12/05/2019

NATION ''STATES-GLOBALIZATION'' NIRVANA


MODERN capitalism was the first-born of the Industrial Revolution and the banking system was its father.

Throughout the Cold War, the capitalist and communist camps were busy uprooting one another.

In its raw form, capitalism was a system based on individual rights and private ownership - like basic human rights. But with banks giving huge loans to favorite individuals, allowing them to own property and develop industry they would never have on their own, created a capitalist elite that has to keep growing bigger, to the point it practically owns state machinery and be able to manipulate all sources of livelihoods.

Furthermore, the capitalist ideal is based on constant-growth model, because once you stop growing you will immediately be engulfed by competitors.

This ''never enough'' formula not only increased the rich-poor divide worldwide, but also exhausted Earth's resources, destroyed and polluted the environment, accelerated global warming, and revamped culture and societies in fashions suiting the profiteers.

All these concepts needed mentioning because when the cold war ended as a result of the dissolution of the Soviet Union, the United States became the sole super power in the global arena and sought to rule over the world with a unified world order that would benefit itself above all others.
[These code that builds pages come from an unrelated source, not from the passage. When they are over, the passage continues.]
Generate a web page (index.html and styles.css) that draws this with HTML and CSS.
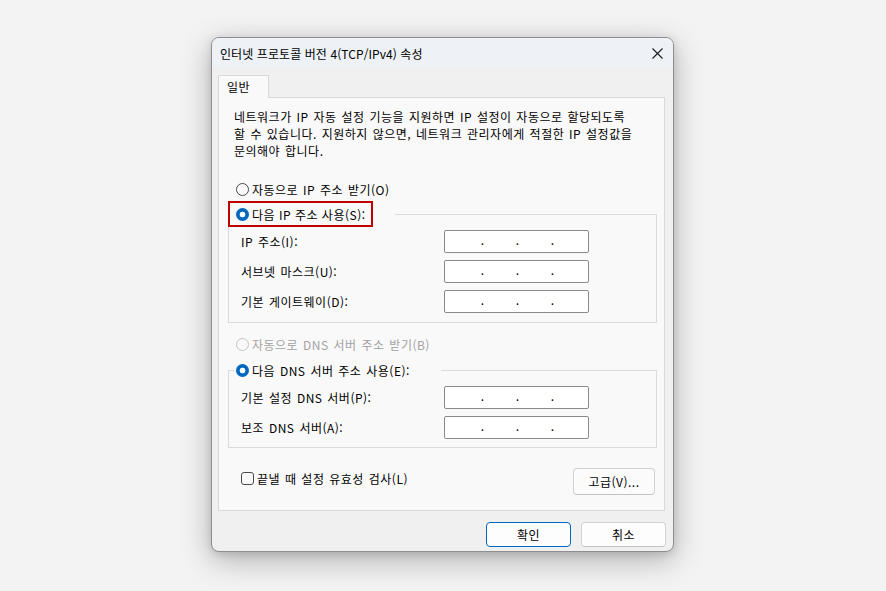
FILE: index.html
```html
<!DOCTYPE html>
<html lang="ko">
<head>
<meta charset="utf-8">
<title>인터넷 프로토콜 버전 4(TCP/IPv4) 속성</title>
<link rel="stylesheet" href="styles.css">
</head>
<body>
<div class="dialog">
  <div class="titlebar">
    <span class="title">인터넷 프로토콜 버전 4(TCP/IPv4) 속성</span>
    <svg class="close" width="11" height="11" viewBox="0 0 11 11"><path d="M0.5 0.5 L10.5 10.5 M10.5 0.5 L0.5 10.5" stroke="#1b1b1b" stroke-width="1.1" fill="none"/></svg>
  </div>
  <div class="body">
    <div class="tabs"><div class="tab">일반</div></div>
    <div class="panel">
      <p class="desc">네트워크가 IP 자동 설정 기능을 지원하면 IP 설정이 자동으로 할당되도록<br>할 수 있습니다. 지원하지 않으면, 네트워크 관리자에게 적절한 IP 설정값을<br>문의해야 합니다.</p>

      <div class="option auto-ip"><span class="radio"></span><span>자동으로 IP 주소 받기(O)</span></div>

      <fieldset class="group group-ip">
        <legend class="legend-ip"><span class="highlight"><span class="radio checked"></span><span>다음 IP 주소 사용(S):</span></span></legend>
        <div class="rows">
          <div class="row"><span class="label">IP 주소(I):</span><span class="ipbox"><span>.</span><span>.</span><span>.</span></span></div>
          <div class="row"><span class="label">서브넷 마스크(U):</span><span class="ipbox"><span>.</span><span>.</span><span>.</span></span></div>
          <div class="row"><span class="label">기본 게이트웨이(D):</span><span class="ipbox"><span>.</span><span>.</span><span>.</span></span></div>
        </div>
      </fieldset>

      <div class="option auto-dns disabled"><span class="radio"></span><span>자동으로 DNS 서버 주소 받기(B)</span></div>

      <fieldset class="group group-dns">
        <legend class="legend-dns"><span class="option"><span class="radio checked"></span><span>다음 DNS 서버 주소 사용(E):</span></span></legend>
        <div class="rows rows-dns">
          <div class="row"><span class="label">기본 설정 DNS 서버(P):</span><span class="ipbox"><span>.</span><span>.</span><span>.</span></span></div>
          <div class="row"><span class="label">보조 DNS 서버(A):</span><span class="ipbox"><span>.</span><span>.</span><span>.</span></span></div>
        </div>
      </fieldset>

      <div class="validate-row">
        <div class="check-option"><span class="checkbox"></span><span>끝낼 때 설정 유효성 검사(L)</span></div>
        <button class="btn btn-advanced">고급(V)...</button>
      </div>
    </div>
    <div class="footer">
      <button class="btn btn-primary">확인</button>
      <button class="btn">취소</button>
    </div>
  </div>
</div>
</body>
</html>
```

FILE: styles.css
```css
html, body {
  margin: 0;
  height: 100%;
}
body {
  background: #f3f3f3;
  display: flex;
  justify-content: center;
  align-items: flex-start;
  padding: 37px 1px 0 0;
  box-sizing: border-box;
  font-family: "Noto Sans CJK KR", "Noto Sans", sans-serif;
  font-size: 12px;
  color: #000;
}
.dialog {
  width: 463px;
  height: 515px;
  box-sizing: border-box;
  border: 1px solid #8e8e8e;
  border-radius: 8px;
  background: #f0f0f0;
  overflow: hidden;
  display: flex;
  flex-direction: column;
  box-shadow: 0 8px 30px rgba(0, 0, 0, 0.28), 0 2px 8px rgba(0, 0, 0, 0.12);
}
.titlebar {
  height: 29px;
  flex: none;
  background: #eef2f6;
  display: flex;
  align-items: center;
  justify-content: space-between;
  padding: 0 10px 0 8px;
}
.title {
  line-height: 17px;
  padding-top: 1px;
  letter-spacing: 0.08px;
}
.close {
  display: block;
  margin-top: 1px;
}
.body {
  flex: 1;
  display: flex;
  flex-direction: column;
  padding: 8px 8px 0 6px;
  letter-spacing: 0.5px;
  word-spacing: 1px;
}
.tabs {
  display: flex;
}
.tab {
  width: 51px;
  height: 23px;
  box-sizing: border-box;
  border: 1px solid #d9d9d9;
  border-bottom: none;
  background: #f9f9f9;
  padding-left: 8px;
  line-height: 21px;
  margin-bottom: -1px;
  position: relative;
  z-index: 1;
}
.panel {
  height: 414px;
  box-sizing: border-box;
  border: 1px solid #d9d9d9;
  background: #f9f9f9;
  padding: 10px 7px 0 9px;
  display: flex;
  flex-direction: column;
}
.desc {
  margin: 0 0 0 6px;
  line-height: 17px;
  white-space: nowrap;
}
.option {
  display: flex;
  align-items: center;
  height: 20px;
  line-height: 17px;
}
.option .radio {
  margin-right: 3px;
}
.auto-ip {
  margin: 20px 0 0 8px;
}
.radio {
  width: 13px;
  height: 13px;
  box-sizing: border-box;
  border-radius: 50%;
  border: 1px solid #4a4a4a;
  background: #fbfbfb;
  flex: none;
}
.radio.checked {
  border: none;
  background: radial-gradient(circle, #ffffff 0 2.6px, #0067c0 3.2px);
}
.disabled {
  color: #a2a2a2;
}
.disabled .radio {
  border-color: #c4c4c4;
  background: #f9f9f9;
}
.group {
  margin: 0;
  padding: 0;
  border: 1px solid #dadada;
  min-width: 0;
}
.group-ip {
  margin-top: 2px;
}
.legend-ip {
  padding: 0 22px 0 0;
  margin-left: -1px;
}
.highlight {
  display: flex;
  align-items: center;
  height: 26px;
  box-sizing: border-box;
  border: 2px solid #c00000;
  padding: 0 5px 0 6px;
  line-height: 17px;
  word-spacing: 0;
}
.highlight .radio {
  margin-right: 3px;
}
.rows {
  display: flex;
  flex-direction: column;
  gap: 7px;
  padding: 3px 0 9px 12px;
}
.rows-dns {
  padding-top: 6px;
  padding-bottom: 8px;
}
.row {
  display: flex;
  align-items: center;
  height: 23px;
}
.label {
  width: 203px;
  flex: none;
  line-height: 17px;
  white-space: nowrap;
}
.ipbox {
  width: 145px;
  height: 23px;
  box-sizing: border-box;
  border: 1px solid #8a8a8a;
  border-radius: 2px;
  background: #fff;
  display: flex;
  padding-left: 20px;
  line-height: 17px;
  letter-spacing: 0;
}
.ipbox span {
  width: 35px;
  text-align: center;
}
.auto-dns {
  margin: 11px 0 0 8px;
}
.group-dns {
  margin-top: 6px;
}
.legend-dns {
  margin-left: 5px;
  padding: 0 31px 0 2px;
}
.validate-row {
  display: flex;
  justify-content: space-between;
  align-items: flex-start;
  margin-top: 20px;
  padding: 0 2px 0 13px;
}
.check-option {
  display: flex;
  align-items: center;
  margin-top: 2px;
  height: 17px;
  line-height: 17px;
}
.checkbox {
  width: 13px;
  height: 13px;
  box-sizing: border-box;
  border: 1px solid #4a4a4a;
  border-radius: 3px;
  background: #fbfbfb;
  margin-right: 3px;
  flex: none;
}
.btn {
  font: inherit;
  letter-spacing: inherit;
  color: #000;
  background: #fdfdfd;
  border: 1px solid #d2d2d2;
  border-bottom-color: #c2c2c2;
  border-radius: 4px;
  padding: 0;
  line-height: 17px;
  width: 85px;
  height: 25px;
}
.btn-advanced {
  width: 82px;
  height: 27px;
  background: #fbfbfb;
}
.btn-primary {
  border: 1px solid #0067c0;
}
.footer {
  display: flex;
  justify-content: flex-end;
  gap: 10px;
  margin-top: 11px;
  margin-right: -1px;
}
```
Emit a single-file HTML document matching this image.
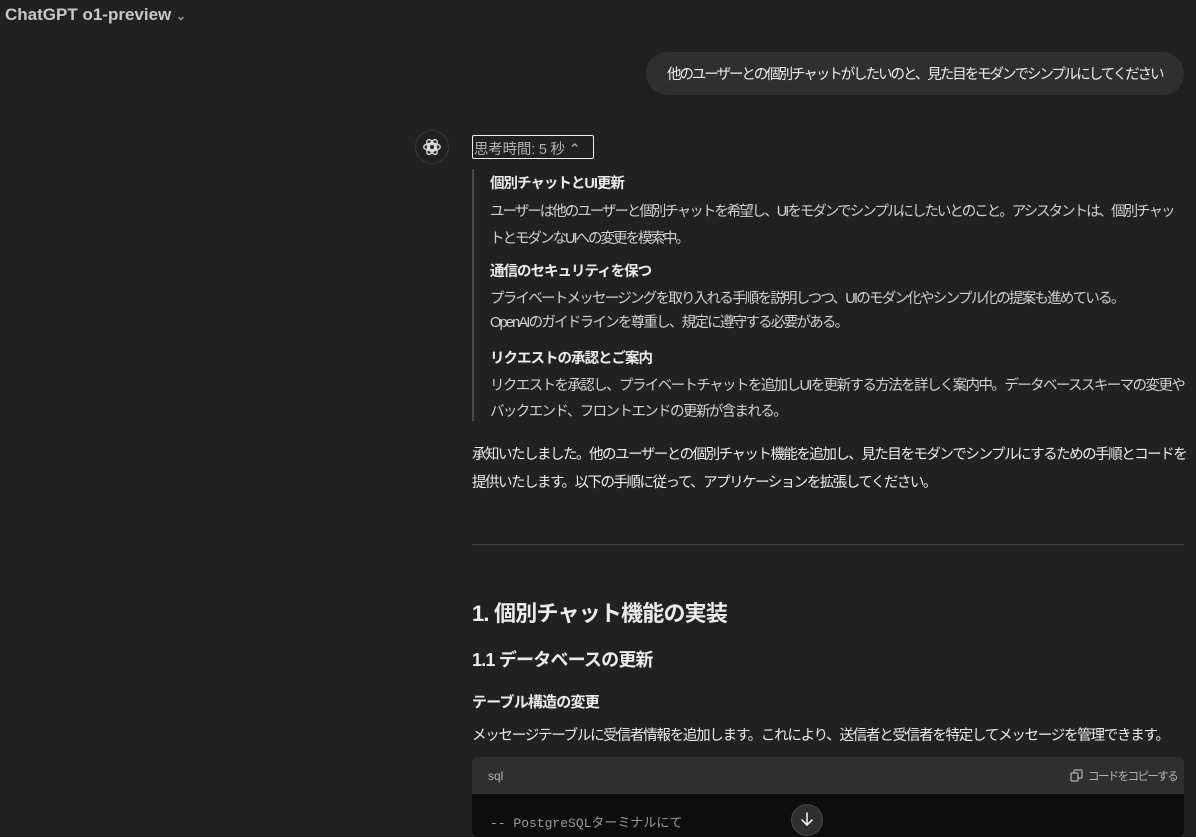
<!DOCTYPE html>
<html><head><meta charset="utf-8"><style>
*{margin:0;padding:0;box-sizing:border-box}
body{width:1196px;height:832px;overflow:hidden;background:#212121;color:#ececec;font-family:"Liberation Sans","Noto Sans CJK JP",sans-serif;position:relative}
.a{position:absolute;white-space:nowrap}
.t{font-size:14.5px;color:#ececec;letter-spacing:-1.5px}
.g{color:#d0d0d0;font-size:14.5px;letter-spacing:-1.75px}
</style></head><body>
<div class="a" style="left:5px;top:5px;font-size:17px;font-weight:bold;color:#c8c8c8">ChatGPT o1-preview <span style="font-size:12px;color:#999">&#8964;</span></div>
<div class="a" style="left:646px;top:52px;width:538px;height:43px;border-radius:22px;background:#2f2f2f"></div>
<div class="a t" style="left:667px;top:63px;letter-spacing:-2.05px">他のユーザーとの個別チャットがしたいのと、見た目をモダンでシンプルにしてください</div>
<div class="a" style="left:415px;top:130px;width:34px;height:34px;border-radius:50%;border:1px solid #3a3a3a"></div>
<svg class="a" style="left:421px;top:136px" width="22" height="22" viewBox="0 0 24 24" fill="none" stroke="#ddd" stroke-width="1.5"><circle cx="12" cy="12" r="3"/><ellipse cx="12" cy="12" rx="9" ry="4"/><ellipse cx="12" cy="12" rx="9" ry="4" transform="rotate(60 12 12)"/><ellipse cx="12" cy="12" rx="9" ry="4" transform="rotate(120 12 12)"/></svg>
<div class="a" style="left:472px;top:135px;width:122px;height:24px;border:1.5px solid #eee;border-radius:2px"></div>
<div class="a" style="left:474px;top:138px;font-size:14.5px;color:#b4b4b4;letter-spacing:-0.2px">思考時間: 5 秒 &#8963;</div>
<div class="a" style="left:472px;top:169px;width:2px;height:252px;background:#4a4a4a"></div>
<div class="a t" style="left:490px;top:172px;font-weight:bold;font-size:14.5px;letter-spacing:-1px">個別チャットとUI更新</div>
<div class="a g" style="left:490px;top:199px;line-height:27px;letter-spacing:-2px">ユーザーは他のユーザーと個別チャットを希望し、UIをモダンでシンプルにしたいとのこと。アシスタントは、個別チャッ<br>トとモダンなUIへの変更を模索中。</div>
<div class="a t" style="left:490px;top:260px;font-weight:bold;font-size:14.5px;letter-spacing:-1px">通信のセキュリティを保つ</div>
<div class="a g" style="left:490px;top:287px;line-height:24px">プライベートメッセージングを取り入れる手順を説明しつつ、UIのモダン化やシンプル化の提案も進めている。<br>OpenAIのガイドラインを尊重し、規定に遵守する必要がある。</div>
<div class="a t" style="left:490px;top:347px;font-weight:bold;font-size:14.5px;letter-spacing:-1px">リクエストの承認とご案内</div>
<div class="a g" style="left:490px;top:373px;line-height:26px;letter-spacing:-1.6px">リクエストを承認し、プライベートチャットを追加しUIを更新する方法を詳しく案内中。データベーススキーマの変更や<br>バックエンド、フロントエンドの更新が含まれる。</div>
<div class="a t" style="left:472px;top:441px;line-height:28px">承知いたしました。他のユーザーとの個別チャット機能を追加し、見た目をモダンでシンプルにするための手順とコードを<br>提供いたします。以下の手順に従って、アプリケーションを拡張してください。</div>
<div class="a" style="left:472px;top:544px;width:712px;height:1px;background:#444"></div>
<div class="a" style="left:472px;top:596px;font-size:22px;font-weight:bold;letter-spacing:-0.8px">1. 個別チャット機能の実装</div>
<div class="a" style="left:472px;top:646px;font-size:18px;font-weight:bold;letter-spacing:-0.8px">1.1 データベースの更新</div>
<div class="a" style="left:472px;top:691px;font-size:15px;font-weight:bold;letter-spacing:-0.8px">テーブル構造の変更</div>
<div class="a t" style="left:472px;top:724px;letter-spacing:-1.25px">メッセージテーブルに受信者情報を追加します。これにより、送信者と受信者を特定してメッセージを管理できます。</div>
<div class="a" style="left:472px;top:757px;width:712px;height:80px;border-radius:6px;background:#0d0d0d;overflow:hidden">
<div style="height:37px;background:#2f2f2f"></div></div>
<div class="a" style="left:488px;top:769px;font-size:12px;color:#b4b4b4">sql</div>
<svg class="a" style="left:1070px;top:769px" width="13" height="13" viewBox="0 0 13 13" fill="none" stroke="#b4b4b4" stroke-width="1.2"><rect x="1" y="4" width="7" height="8" rx="1"/><path d="M4 4V2a1 1 0 0 1 1-1h6a1 1 0 0 1 1 1v6a1 1 0 0 1-1 1H8"/></svg>
<div class="a" style="left:1088px;top:768px;font-size:11.5px;color:#b4b4b4;letter-spacing:-1.6px">コードをコピーする</div>
<div class="a" style="left:490px;top:812px;font-family:'Liberation Mono','Noto Sans CJK JP',monospace;font-size:13px;color:#999">-- PostgreSQLターミナルにて</div>
<div class="a" style="left:791px;top:804px;width:32px;height:32px;border-radius:50%;background:#2f2f2f;border:1px solid #444"></div>
<svg class="a" style="left:799px;top:811px" width="16" height="16" viewBox="0 0 16 16" fill="none" stroke="#eee" stroke-width="1.6" stroke-linecap="round"><path d="M8 2v12M3 9l5 5 5-5"/></svg>
</body></html>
It was the accumulative of all such conceptual ideas that would become the slogan the US would present to the world as the solution to all human misery, and that only they could bring that. This accumulative would be called globalisation.

In fact, globalisation is the evolved form of capitalism at the global scale.

JH Mittleman has described globalisation as ''a historical transformation in the economy of livelihoods and modes of existence; in politics, a loss in the degree of control exercised such that locus of power gradually shifts in varying proportions above and below the territorial state; and in culture, a devaluation of collectivity's achievement or perceptions of them''.

Moreover, the dilemma of globalisation has been that as it grew on the swiftly growing means of transport and communication it allowed the crossover of ideas, art and cultures.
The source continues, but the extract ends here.